Refleksi Akhir dari Surat At-Taubah
Membaca dan merenungi Surat At-Taubah memberikan kita perspektif yang luas tentang perjuangan, ketegasan, dan kasih sayang dalam Islam. Surat ini mengajarkan bahwa iman bukan sekadar pengakuan lisan, tetapi harus dibuktikan dengan tindakan nyata, kesiapan berkorban, dan loyalitas penuh kepada Allah dan Rasul-Nya. Ia menunjukkan bahwa dalam sebuah komunitas, akan selalu ada berbagai macam karakter manusia, mulai dari yang paling tulus hingga yang paling munafik. Oleh karena itu, kewaspadaan dan ketegasan dalam menjaga prinsip-prinsip agama adalah sebuah keniscayaan.

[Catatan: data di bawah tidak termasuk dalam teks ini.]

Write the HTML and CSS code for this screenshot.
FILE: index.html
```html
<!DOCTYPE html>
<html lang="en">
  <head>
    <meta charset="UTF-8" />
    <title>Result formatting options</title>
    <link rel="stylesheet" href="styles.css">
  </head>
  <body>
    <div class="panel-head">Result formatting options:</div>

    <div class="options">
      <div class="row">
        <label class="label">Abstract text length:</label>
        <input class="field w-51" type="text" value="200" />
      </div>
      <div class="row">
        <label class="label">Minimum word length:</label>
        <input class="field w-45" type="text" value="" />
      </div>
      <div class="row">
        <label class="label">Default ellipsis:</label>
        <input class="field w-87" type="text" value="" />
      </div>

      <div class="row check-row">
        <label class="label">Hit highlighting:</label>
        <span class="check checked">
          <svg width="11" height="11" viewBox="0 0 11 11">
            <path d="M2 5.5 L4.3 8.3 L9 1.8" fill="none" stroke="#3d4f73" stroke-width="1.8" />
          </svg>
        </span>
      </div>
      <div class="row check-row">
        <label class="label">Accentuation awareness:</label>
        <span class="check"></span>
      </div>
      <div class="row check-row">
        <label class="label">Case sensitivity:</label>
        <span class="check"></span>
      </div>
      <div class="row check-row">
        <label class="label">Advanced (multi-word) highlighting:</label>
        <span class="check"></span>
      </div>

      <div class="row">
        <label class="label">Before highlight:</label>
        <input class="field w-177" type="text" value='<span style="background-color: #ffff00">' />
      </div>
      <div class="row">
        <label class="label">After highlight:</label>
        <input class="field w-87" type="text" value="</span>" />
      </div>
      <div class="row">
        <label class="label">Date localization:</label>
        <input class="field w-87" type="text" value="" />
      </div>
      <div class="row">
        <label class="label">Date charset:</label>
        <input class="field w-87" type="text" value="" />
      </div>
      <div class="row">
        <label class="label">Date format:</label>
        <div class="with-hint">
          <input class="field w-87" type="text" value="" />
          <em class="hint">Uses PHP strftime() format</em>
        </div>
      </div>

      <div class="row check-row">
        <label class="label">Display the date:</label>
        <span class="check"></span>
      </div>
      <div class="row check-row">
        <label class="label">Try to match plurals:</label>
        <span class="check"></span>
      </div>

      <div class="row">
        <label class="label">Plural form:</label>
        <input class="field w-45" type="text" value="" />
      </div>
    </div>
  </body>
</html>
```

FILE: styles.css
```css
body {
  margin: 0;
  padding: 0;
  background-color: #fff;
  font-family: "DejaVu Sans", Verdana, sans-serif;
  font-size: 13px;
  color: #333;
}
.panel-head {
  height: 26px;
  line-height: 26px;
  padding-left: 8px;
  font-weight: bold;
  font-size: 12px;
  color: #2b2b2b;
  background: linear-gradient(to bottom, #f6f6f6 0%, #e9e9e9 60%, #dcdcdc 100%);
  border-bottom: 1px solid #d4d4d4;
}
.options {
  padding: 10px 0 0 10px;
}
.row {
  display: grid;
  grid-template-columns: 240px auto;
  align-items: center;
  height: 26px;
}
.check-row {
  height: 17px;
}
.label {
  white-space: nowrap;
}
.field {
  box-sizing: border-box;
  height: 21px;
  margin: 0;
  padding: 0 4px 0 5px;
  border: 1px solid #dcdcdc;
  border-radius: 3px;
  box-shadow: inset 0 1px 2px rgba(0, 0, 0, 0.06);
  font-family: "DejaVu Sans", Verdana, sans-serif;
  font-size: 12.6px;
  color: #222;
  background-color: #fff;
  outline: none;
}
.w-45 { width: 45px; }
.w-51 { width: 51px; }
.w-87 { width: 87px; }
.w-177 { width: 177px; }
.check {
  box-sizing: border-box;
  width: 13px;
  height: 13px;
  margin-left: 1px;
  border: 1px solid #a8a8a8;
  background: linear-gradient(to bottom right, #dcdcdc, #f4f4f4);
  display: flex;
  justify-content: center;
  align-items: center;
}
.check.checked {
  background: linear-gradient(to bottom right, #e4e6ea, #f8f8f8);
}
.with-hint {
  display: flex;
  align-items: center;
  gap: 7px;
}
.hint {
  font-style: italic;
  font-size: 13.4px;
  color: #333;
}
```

Namun, di tengah segala ketegasan itu, pesan utama yang paling bergema adalah nama surat itu sendiri: At-Taubah, Pengampunan. Allah SWT menunjukkan bahwa seburuk apa pun kesalahan atau dosa yang telah diperbuat seseorang, pintu ampunan-Nya tidak pernah tertutup. Kisah penerimaan taubat tiga sahabat menjadi bukti nyata bahwa kejujuran kepada Allah, penyesalan yang mendalam, dan kesabaran dalam menjalani konsekuensi adalah kunci untuk meraih kembali cinta dan ridha-Nya. Surat ini ditutup dengan dua ayat yang menggambarkan betapa besar kasih sayang Nabi Muhammad ﷺ kepada umatnya, seakan menjadi penegasan bahwa seluruh ajaran yang dibawanya, termasuk yang tampak keras, pada hakikatnya bersumber dari rasa cinta dan keinginan untuk menyelamatkan umat manusia. Semoga kita dapat mengambil pelajaran berharga dari setiap ayat dalam surat yang mulia ini.